Sen. Browne, Rep. Mackenzie, Dr. Lipman Promote Diabetes Awareness



Speaking at a press conference today (November 13) to promote diabetes awareness, Senator Pat Browne, Representative Ryan Mackenzie and Dr. Terri Lipman, an award-winning Professor at the University of Pennsylvania School of Nursing and pediatric nurse practitioner in the Division of Diabetes and Endocrinology at the Children’s Hospital of Philadelphia, discussed the growing impact of the chronic disease on people of all ages.

Senator Browne is the prime sponsor of Senate Resolution 484, which recognized November 2018 as “National Diabetes Month” in Pennsylvania. The Resolution was unanimously adopted by the Senate on October 17.

“For those who’ve been diagnosed, diabetes impacts nearly every decision they make daily—from what they’ll eat, wear, do and how they’ll take care of themselves,” Senator Browne said. “The 24/7 burden of diabetes management is often misunderstood. This awareness campaign is intended to demonstrate the everyday reality of diabetes from the point of view of people living with diabetes or caring for someone with diabetes.”

Representative Mackenzie recognized the need for additional education concerning Type 1 diabetes and introduced House Resolution 569, a measure unanimously adopted by the House in November 2015, which urged all Pennsylvanian health care practitioners to educate and discuss the warning signs and symptoms of Type 1 diabetes with the patients or guardians of each child under their care.    

Type I diabetes, previously called insulin-dependent diabetes mellitus or juvenile-onset diabetes, is usually diagnosed in children and young adults. It is estimated that only 5% of people with diabetes have this form of the disease. Since

“Educating the public about diabetes is vital and individuals must be aware of the measures they can take to avoid the disease and to take effective measures if they do fall victim to it,” said Representative Mackenzie. “The symptoms of diabetes can resemble other conditions or medical problems so it is important that patients seek medical attention as soon as possible in order to take steps to bring it under control.”

Dr. Lipman was one of the authors of the Pennsylvania Diabetes Action Plan, part of the Pennsylvania Chronic Care Initiative, chaired the state’s Diabetes Surveillance Committee and leads the Philadelphia Pediatric Diabetes Registry. At today’s press conference she discussed the importance of early diagnosis of type 1 diabetes and the rising incidence in children under the age of 5.

“Senate Resolution 484 is not merely about diabetes awareness- it is about saving lives.
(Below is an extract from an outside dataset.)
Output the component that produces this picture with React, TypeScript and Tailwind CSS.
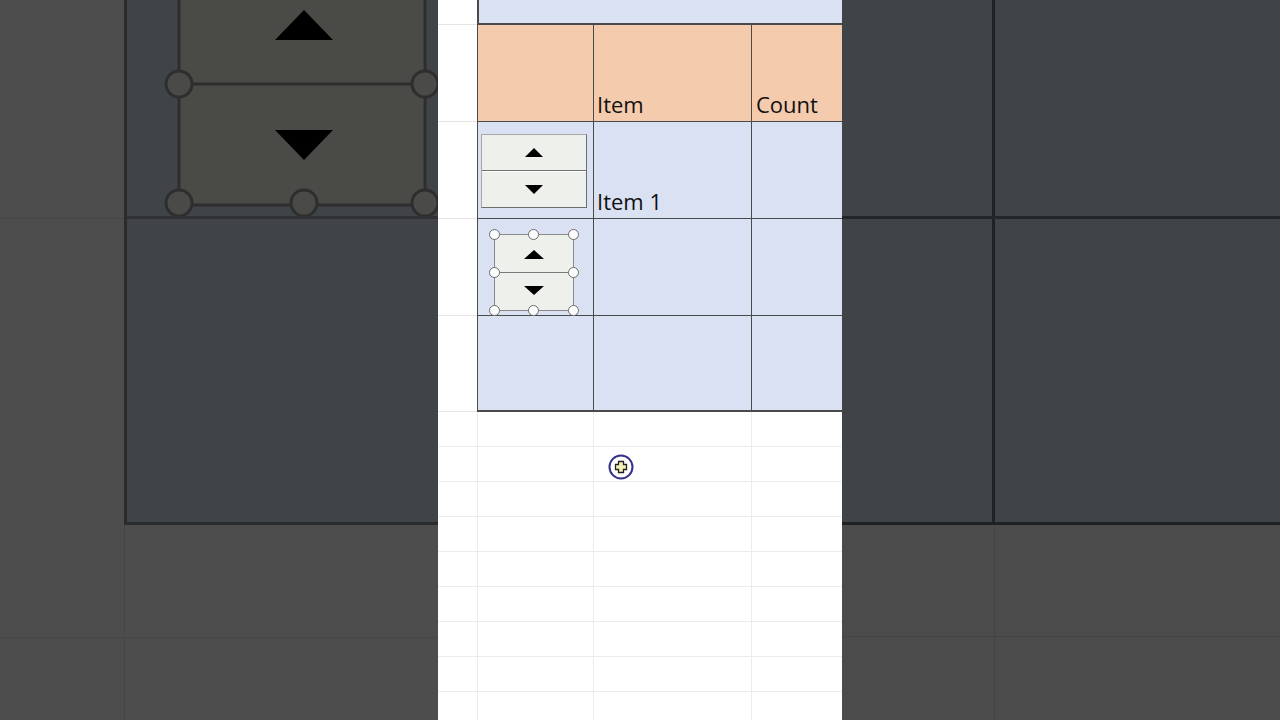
const font = { fontFamily: '"Open Sans", "Noto Sans", sans-serif' };

function Up({ w, h }: { w: number; h: number }) {
  return (
    <svg width={w} height={h} viewBox={`0 0 ${w} ${h}`}>
      <polygon points={`0,${h} ${w},${h} ${w / 2},0`} fill="#000" />
    </svg>
  );
}

function Down({ w, h }: { w: number; h: number }) {
  return (
    <svg width={w} height={h} viewBox={`0 0 ${w} ${h}`}>
      <polygon points={`0,0 ${w},0 ${w / 2},${h}`} fill="#000" />
    </svg>
  );
}

function Handle({ className }: { className: string }) {
  return (
    <div
      className={`absolute w-[11px] h-[11px] rounded-full bg-white border border-[#6b6b6b] ${className}`}
    />
  );
}

function LeftPane() {
  return (
    <div className="w-[438px] h-full bg-[#4d4d4d] flex flex-col">
      <div className="flex h-[525px]">
        <div className="w-[124px] flex flex-col">
          <div className="h-[219px] border-b border-[#464646]" />
        </div>
        <div className="flex-1 bg-[#404449] border-l-[3px] border-b-[3px] border-[#2a2b2d] flex flex-col">
          <div className="h-[219px] border-b-[3px] border-[#2f3134] relative overflow-hidden">
            {/* zoomed spinner control */}
            <svg className="absolute left-0 top-0" width="313" height="216" viewBox="0 0 313 216">
              <rect x="52" y="-40" width="246" height="245" fill="#4a4a47" stroke="#2e2e2e" strokeWidth="3" />
              <line x1="52" y1="84" x2="298" y2="84" stroke="#2e2e2e" strokeWidth="3" />
              <polygon points="148,40 206,40 177,10" fill="#000" />
              <polygon points="148,130 206,130 177,160" fill="#000" />
              {[
                [52, 84],
                [298, 84],
                [52, 203],
                [177, 203],
                [298, 203],
              ].map(([cx, cy], i) => (
                <circle key={i} cx={cx} cy={cy} r="13" fill="#4a4a48" stroke="#2e2e2e" strokeWidth="3" />
              ))}
            </svg>
          </div>
        </div>
      </div>
      <div className="flex h-[113px] border-b border-[#464646]">
        <div className="w-[125px] border-r border-[#464646]" />
      </div>
      <div className="flex flex-1">
        <div className="w-[125px] border-r border-[#464646]" />
      </div>
    </div>
  );
}

function RightPane() {
  return (
    <div className="w-[438px] h-full bg-[#4b4b4b] flex flex-col">
      <div className="h-[525px] bg-[#404449] border-b-[3px] border-[#1f2225] flex flex-col">
        <div className="flex h-[219px] border-b-[3px] border-[#23262a]">
          <div className="w-[153px] border-r-[3px] border-[#1f2225]" />
        </div>
        <div className="flex flex-1">
          <div className="w-[153px] border-r-[3px] border-[#1f2225]" />
        </div>
      </div>
      <div className="flex h-[112px] border-b border-[#444]">
        <div className="w-[153px] border-r border-[#444]" />
      </div>
      <div className="flex flex-1">
        <div className="w-[153px] border-r border-[#444]" />
      </div>
    </div>
  );
}

const colA = "w-[39px] shrink-0 border-b border-[#e4e4e4]";
const dark = "border-[#4a4a4a]";

function BodyRow({
  h,
  bg,
  b,
  c,
  d,
}: {
  h: string;
  bg: string;
  b?: React.ReactNode;
  c?: React.ReactNode;
  d?: React.ReactNode;
}) {
  return (
    <div className={`flex ${h}`}>
      <div className={colA} />
      <div className={`w-[116px] shrink-0 border-l border-b ${dark} ${bg} relative`}>{b}</div>
      <div className={`w-[158px] shrink-0 border-l border-b ${dark} ${bg} flex items-end pl-[3px] pb-[6px]`}>
        {c}
      </div>
      <div className={`flex-1 border-l border-b ${dark} ${bg} flex items-end pl-[4px] pb-[6px]`}>{d}</div>
    </div>
  );
}

function GridRow({ children }: { children?: React.ReactNode }) {
  return (
    <div className="flex h-[35px] shrink-0">
      <div className="w-[39px] shrink-0 border-b border-[#ebebeb]" />
      <div className="w-[116px] shrink-0 border-l border-b border-[#ebebeb]" />
      <div className="w-[158px] shrink-0 border-l border-b border-[#ebebeb] relative">{children}</div>
      <div className="flex-1 border-l border-b border-[#ebebeb]" />
    </div>
  );
}

function Sheet() {
  return (
    <div className="w-[404px] h-full bg-white flex flex-col overflow-hidden text-[22px] leading-none text-[#111]" style={font}>
      <div className="flex h-[25px] shrink-0">
        <div className={colA} />
        <div className={`flex-1 bg-[#d9e1f2] border-l-2 border-b-2 ${dark}`} />
      </div>
      <BodyRow h="h-[97px] shrink-0" bg="bg-[#f5cbad]" c={<span>Item</span>} d={<span>Count</span>} />
      <BodyRow
        h="h-[97px] shrink-0"
        bg="bg-[#d9e1f2]"
        b={
          <div className="ml-[3px] mt-[12px] w-[106px] h-[74px] bg-[#eef0ec] border border-[#a8a8a8] border-r-[#6e6e6e] border-b-[#6e6e6e] flex flex-col">
            <div className="flex-1 flex items-center justify-center border-b border-[#707070]">
              <Up w={18} h={9} />
            </div>
            <div className="flex-1 flex items-center justify-center border-t border-white">
              <Down w={18} h={9} />
            </div>
          </div>
        }
        c={<span>Item 1</span>}
      />
      <BodyRow
        h="h-[97px] shrink-0"
        bg="bg-[#d9e1f2]"
        b={
          <div className="absolute left-[16px] top-[15px] w-[80px] h-[77px]">
            <div className="w-full h-full bg-[#eef0ec] border border-[#8a8a8a] flex flex-col">
              <div className="flex-1 flex items-center justify-center border-b border-[#7a7a7a] pt-[2px]">
                <Up w={20} h={9} />
              </div>
              <div className="flex-1 flex items-center justify-center pb-[2px]">
                <Down w={20} h={9} />
              </div>
            </div>
            <Handle className="-left-[5px] -top-[5px]" />
            <Handle className="left-[34px] -top-[5px]" />
            <Handle className="-right-[5px] -top-[5px]" />
            <Handle className="-left-[5px] top-[33px]" />
            <Handle className="-right-[5px] top-[33px]" />
            <Handle className="-left-[5px] -bottom-[5px]" />
            <Handle className="left-[34px] -bottom-[5px]" />
            <Handle className="-right-[5px] -bottom-[5px]" />
          </div>
        }
      />
      <div className="flex h-[96px] shrink-0">
        <div className={colA} />
        <div className={`w-[116px] shrink-0 border-l border-b-2 ${dark} bg-[#d9e1f2]`} />
        <div className={`w-[158px] shrink-0 border-l border-b-2 ${dark} bg-[#d9e1f2]`} />
        <div className={`flex-1 border-l border-b-2 ${dark} bg-[#d9e1f2]`} />
      </div>
      <GridRow />
      <GridRow>
        {/* excel cell cursor */}
        <svg className="absolute left-[14px] top-[7px]" width="26" height="26" viewBox="0 0 26 26">
          <circle cx="13" cy="13" r="11.5" fill="#fff" stroke="#35308a" strokeWidth="2" />
          <path
            d="M10.5 7.5 H15.5 V10.5 H18.5 V15.5 H15.5 V18.5 H10.5 V15.5 H7.5 V10.5 H10.5 Z"
            fill="#f3f1b8"
            stroke="#222"
            strokeWidth="1.3"
          />
        </svg>
      </GridRow>
      <GridRow />
      <GridRow />
      <GridRow />
      <GridRow />
      <GridRow />
      <GridRow />
      <GridRow />
    </div>
  );
}

export default function App() {
  return (
    <div className="w-[1280px] h-[720px] flex overflow-hidden">
      <LeftPane />
      <Sheet />
      <RightPane />
    </div>
  );
}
The delayed diagnosis of type 1 diabetes can result in a serious condition called diabetic ketoacidosis – the number one cause of death at the time of diagnosis,” said Dr. Lipman. “Children 5 years of age and younger are the population most at risk.  They have the highest prevalence of morbidity and mortality because of delayed diagnosis of diabetes.”

Diabetes is a chronic disease that affects an estimated 30.3 million Americans. Pennsylvania has a diabetes epidemic – with approximately 1.5 million people living with diabetes and an estimated 325,000 Pennsylvanians undiagnosed.

In addition, 3.5 million people in Pennsylvania have pre-diabetes with blood glucose levels higher than normal but not yet high enough to be diagnosed as diabetes. Every year an estimated 63,000 individuals are diagnosed in Pennsylvania with diabetes, including a dramatic increase in the incidence of type 1 diabetes. Diabetes is the seventh-leading cause in death in Pennsylvania.